Scientists and philosophers are fine with each other - mostly. Philosophy is something of a scientific field, a blend between the social sciences in fact.

Its when scientists and theologians clash that you start to see real fireworks.

Monday, October 15, 2007 08:03 AM
Original article: Proud atheists

frantaylor 2+2=4

1984, the root to all freedom. This isn't just about religion or the lack thereof, this is about the right to be honest.

Monday, October 15, 2007 08:41 AM
Original article: Proud atheists

Sorry Anonymous but...

...dark matter?

Its matter that happens to be black (As in pigment.) Take out a piece of charcoal, and there you have dark matter.
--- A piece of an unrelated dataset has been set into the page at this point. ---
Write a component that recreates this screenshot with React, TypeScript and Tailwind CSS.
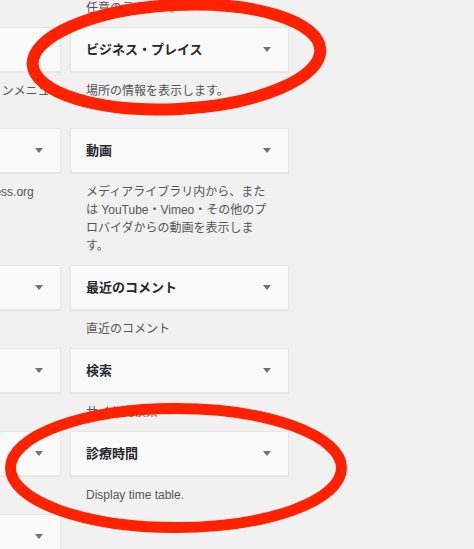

Otherwise, I agree that we don't know everything yet and we probably never will, but that doesn't mean that we should simply accept any old theory without proof. Its why there are so few scientific laws, as opposed to theories.

Monday, October 15, 2007 08:51 AM
Original article: Proud atheists

frantaylor

No, I am not. I am pointing out that what you are calling for is, to put it bluntly, lying in the name of political expediency.

Your prior post actually went out and said it in almost as many words, that we should put aside the concept of being honest about what we are because there are more important things then the truth.

I disagree with that idea because frankly, it disgusts me. If we are to fix the problems of today we need to be able to be honest, to go out and proclaim loudly, without fear that we are atheists, believers or whatever - because there are some things which are more valuable then our own lives.

I am arguing that we atheists should not be prejudiced against for our beliefs and you are arguing that I should just shut the hell up because it upsets your comfortable view of the universe. You are arguing for oppression I am arguing for freedom.

Hence why I quoted 1984, because though I am an environmentalist, because though I am strongly in favour of fighting for all of the other freedoms a decent society offers that Bush has stripped away, the one I hold most dear, the one I will die for most readily, that ideal is the ideal of the right to tell the truth - because all of the others lead from that right.